** Start of Raw records **

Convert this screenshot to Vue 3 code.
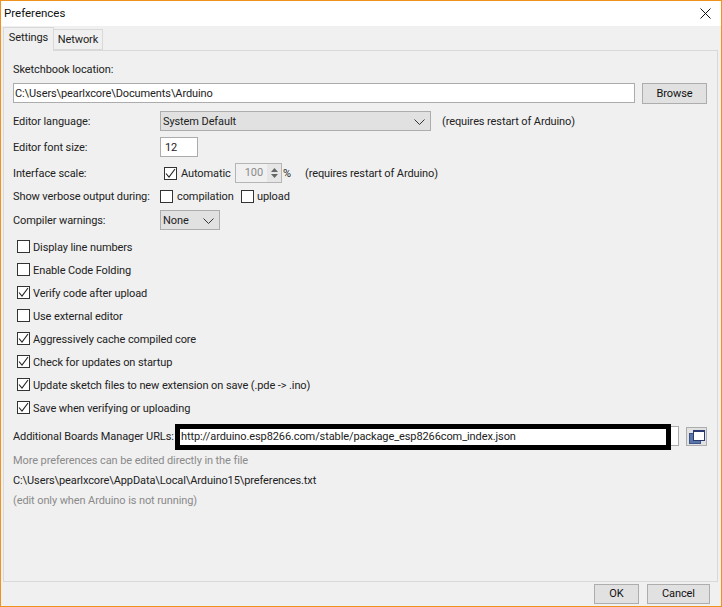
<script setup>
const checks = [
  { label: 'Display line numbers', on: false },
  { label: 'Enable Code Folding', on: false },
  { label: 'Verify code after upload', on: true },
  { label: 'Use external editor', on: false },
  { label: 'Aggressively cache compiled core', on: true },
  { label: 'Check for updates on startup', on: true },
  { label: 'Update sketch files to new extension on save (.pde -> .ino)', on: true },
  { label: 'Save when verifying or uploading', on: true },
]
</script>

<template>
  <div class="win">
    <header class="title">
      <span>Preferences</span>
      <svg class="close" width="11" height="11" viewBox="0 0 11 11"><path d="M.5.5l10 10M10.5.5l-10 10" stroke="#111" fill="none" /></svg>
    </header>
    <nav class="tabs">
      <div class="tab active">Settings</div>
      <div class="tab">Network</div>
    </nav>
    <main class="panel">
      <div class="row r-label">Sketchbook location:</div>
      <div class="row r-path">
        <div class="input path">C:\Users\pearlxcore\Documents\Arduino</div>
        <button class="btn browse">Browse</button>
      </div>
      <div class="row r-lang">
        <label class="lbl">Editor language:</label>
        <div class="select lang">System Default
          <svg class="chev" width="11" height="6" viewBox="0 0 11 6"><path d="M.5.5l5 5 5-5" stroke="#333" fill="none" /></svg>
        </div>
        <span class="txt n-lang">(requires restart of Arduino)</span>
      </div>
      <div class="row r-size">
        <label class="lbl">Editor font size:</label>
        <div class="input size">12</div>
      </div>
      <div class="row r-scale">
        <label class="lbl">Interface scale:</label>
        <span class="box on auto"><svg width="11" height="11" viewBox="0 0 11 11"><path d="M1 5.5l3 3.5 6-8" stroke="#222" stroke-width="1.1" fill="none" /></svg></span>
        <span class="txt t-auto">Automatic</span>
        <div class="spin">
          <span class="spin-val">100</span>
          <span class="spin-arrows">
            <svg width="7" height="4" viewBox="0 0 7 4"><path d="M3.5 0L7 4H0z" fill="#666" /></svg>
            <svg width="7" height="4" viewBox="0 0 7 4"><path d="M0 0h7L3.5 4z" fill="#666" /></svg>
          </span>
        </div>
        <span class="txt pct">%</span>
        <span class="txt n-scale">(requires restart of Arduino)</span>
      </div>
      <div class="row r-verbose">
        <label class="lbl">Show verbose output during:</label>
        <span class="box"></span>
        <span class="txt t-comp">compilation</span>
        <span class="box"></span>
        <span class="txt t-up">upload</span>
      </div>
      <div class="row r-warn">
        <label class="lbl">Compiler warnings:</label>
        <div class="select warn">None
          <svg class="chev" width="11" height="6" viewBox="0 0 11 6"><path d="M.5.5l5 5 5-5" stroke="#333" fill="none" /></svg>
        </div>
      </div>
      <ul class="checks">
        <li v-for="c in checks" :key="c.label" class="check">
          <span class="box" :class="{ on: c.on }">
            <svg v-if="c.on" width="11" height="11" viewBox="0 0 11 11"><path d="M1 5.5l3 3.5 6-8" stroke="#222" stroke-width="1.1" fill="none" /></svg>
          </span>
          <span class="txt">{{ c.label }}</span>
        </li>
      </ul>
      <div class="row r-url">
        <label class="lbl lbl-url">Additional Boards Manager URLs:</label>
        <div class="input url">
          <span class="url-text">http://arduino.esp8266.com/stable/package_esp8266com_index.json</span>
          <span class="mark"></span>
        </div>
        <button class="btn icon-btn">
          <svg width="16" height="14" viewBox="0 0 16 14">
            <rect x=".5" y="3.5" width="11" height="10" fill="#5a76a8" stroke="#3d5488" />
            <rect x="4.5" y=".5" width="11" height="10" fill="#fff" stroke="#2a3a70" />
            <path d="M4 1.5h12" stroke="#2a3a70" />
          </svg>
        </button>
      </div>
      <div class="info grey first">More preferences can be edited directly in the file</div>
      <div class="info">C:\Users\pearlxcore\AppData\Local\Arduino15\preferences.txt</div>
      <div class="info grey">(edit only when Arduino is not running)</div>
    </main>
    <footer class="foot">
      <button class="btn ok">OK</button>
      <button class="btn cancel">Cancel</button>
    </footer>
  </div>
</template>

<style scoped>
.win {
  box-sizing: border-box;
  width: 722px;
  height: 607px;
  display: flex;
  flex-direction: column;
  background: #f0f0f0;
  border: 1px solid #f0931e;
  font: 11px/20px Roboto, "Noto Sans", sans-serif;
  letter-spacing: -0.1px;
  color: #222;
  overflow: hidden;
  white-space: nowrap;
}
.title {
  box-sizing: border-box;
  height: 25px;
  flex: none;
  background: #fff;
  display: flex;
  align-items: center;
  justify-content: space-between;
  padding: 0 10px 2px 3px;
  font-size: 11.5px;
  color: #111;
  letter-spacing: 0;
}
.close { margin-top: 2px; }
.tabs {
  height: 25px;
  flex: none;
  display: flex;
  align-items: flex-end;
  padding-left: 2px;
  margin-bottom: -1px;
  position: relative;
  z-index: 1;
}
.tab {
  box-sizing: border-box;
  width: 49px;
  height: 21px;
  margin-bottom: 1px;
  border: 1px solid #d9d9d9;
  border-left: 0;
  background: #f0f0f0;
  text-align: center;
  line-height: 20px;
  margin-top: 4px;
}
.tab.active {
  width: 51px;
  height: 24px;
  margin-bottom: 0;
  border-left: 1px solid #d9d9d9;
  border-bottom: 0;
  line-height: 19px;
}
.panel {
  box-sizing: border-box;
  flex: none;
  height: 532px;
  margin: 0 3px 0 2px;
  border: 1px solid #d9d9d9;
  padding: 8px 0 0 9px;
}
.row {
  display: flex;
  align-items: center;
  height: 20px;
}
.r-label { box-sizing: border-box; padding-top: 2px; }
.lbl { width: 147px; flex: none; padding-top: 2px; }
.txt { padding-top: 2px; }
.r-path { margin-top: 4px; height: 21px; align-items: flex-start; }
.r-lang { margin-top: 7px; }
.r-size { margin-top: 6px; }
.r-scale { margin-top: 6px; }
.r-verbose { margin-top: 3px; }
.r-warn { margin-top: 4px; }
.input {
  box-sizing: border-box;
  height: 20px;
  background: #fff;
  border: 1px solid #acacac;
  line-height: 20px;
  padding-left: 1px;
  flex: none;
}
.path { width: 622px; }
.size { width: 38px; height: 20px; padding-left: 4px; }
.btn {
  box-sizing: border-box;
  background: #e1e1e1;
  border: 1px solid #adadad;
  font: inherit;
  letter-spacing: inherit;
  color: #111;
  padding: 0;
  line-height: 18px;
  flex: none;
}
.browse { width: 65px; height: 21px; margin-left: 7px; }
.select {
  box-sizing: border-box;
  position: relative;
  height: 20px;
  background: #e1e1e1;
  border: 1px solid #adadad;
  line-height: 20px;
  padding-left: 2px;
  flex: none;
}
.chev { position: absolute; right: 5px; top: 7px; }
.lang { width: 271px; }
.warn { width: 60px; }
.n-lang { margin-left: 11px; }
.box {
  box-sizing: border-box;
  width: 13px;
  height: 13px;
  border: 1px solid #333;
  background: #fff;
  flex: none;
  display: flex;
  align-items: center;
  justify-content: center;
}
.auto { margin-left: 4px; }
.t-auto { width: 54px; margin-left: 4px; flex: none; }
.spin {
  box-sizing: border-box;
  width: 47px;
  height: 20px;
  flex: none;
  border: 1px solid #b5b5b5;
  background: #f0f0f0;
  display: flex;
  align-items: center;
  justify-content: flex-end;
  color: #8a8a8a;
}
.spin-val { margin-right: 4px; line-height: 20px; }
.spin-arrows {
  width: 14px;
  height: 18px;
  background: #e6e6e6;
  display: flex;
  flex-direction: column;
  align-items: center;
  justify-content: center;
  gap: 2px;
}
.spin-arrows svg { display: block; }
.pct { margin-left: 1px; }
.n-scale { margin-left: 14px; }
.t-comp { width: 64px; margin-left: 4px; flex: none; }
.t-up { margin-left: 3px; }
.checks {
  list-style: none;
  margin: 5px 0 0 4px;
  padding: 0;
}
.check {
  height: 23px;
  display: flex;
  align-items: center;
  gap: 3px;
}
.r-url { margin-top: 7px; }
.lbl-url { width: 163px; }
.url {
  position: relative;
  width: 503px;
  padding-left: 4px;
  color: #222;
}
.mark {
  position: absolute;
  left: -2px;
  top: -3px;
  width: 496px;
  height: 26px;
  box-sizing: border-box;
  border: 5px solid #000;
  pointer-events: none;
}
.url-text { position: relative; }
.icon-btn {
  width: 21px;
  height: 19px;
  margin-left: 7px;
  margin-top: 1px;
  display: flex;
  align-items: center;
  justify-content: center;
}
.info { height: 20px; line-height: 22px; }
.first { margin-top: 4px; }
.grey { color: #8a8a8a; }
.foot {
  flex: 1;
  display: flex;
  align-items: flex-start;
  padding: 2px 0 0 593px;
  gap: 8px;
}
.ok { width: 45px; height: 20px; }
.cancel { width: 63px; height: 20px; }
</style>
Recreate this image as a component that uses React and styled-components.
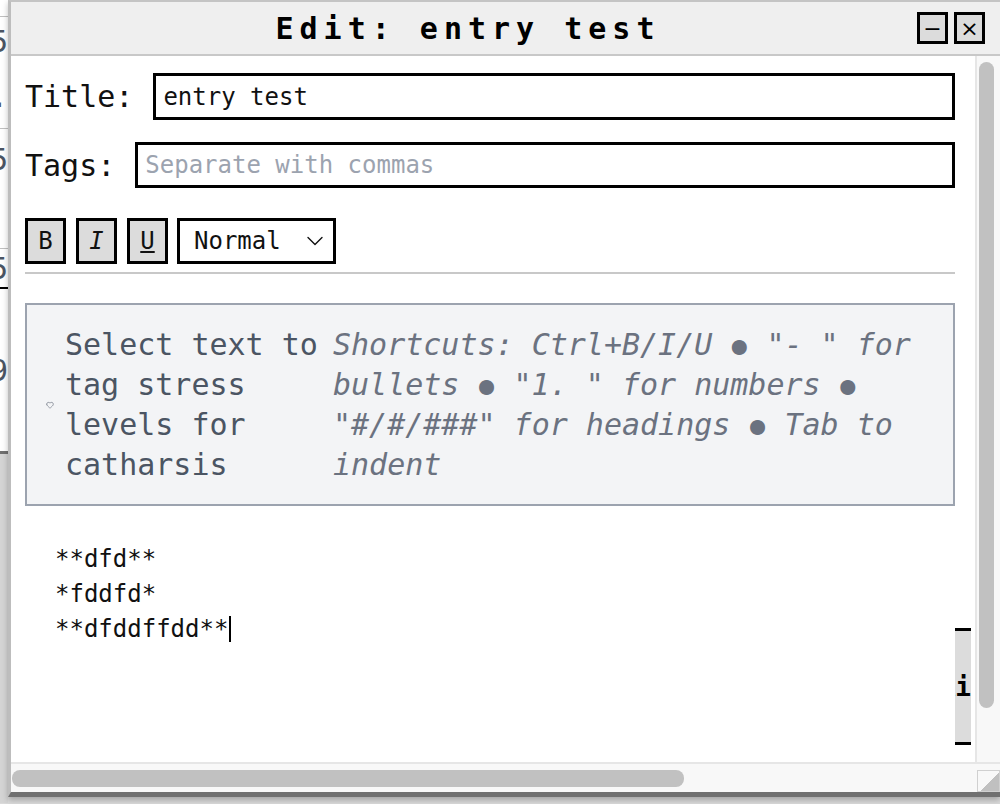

** End of Raw records **

Using the listing above, return all lines where the word "this" occurs.

Convert this screenshot to Vue 3 code.
Recreate this image as a component that uses React and styled-components.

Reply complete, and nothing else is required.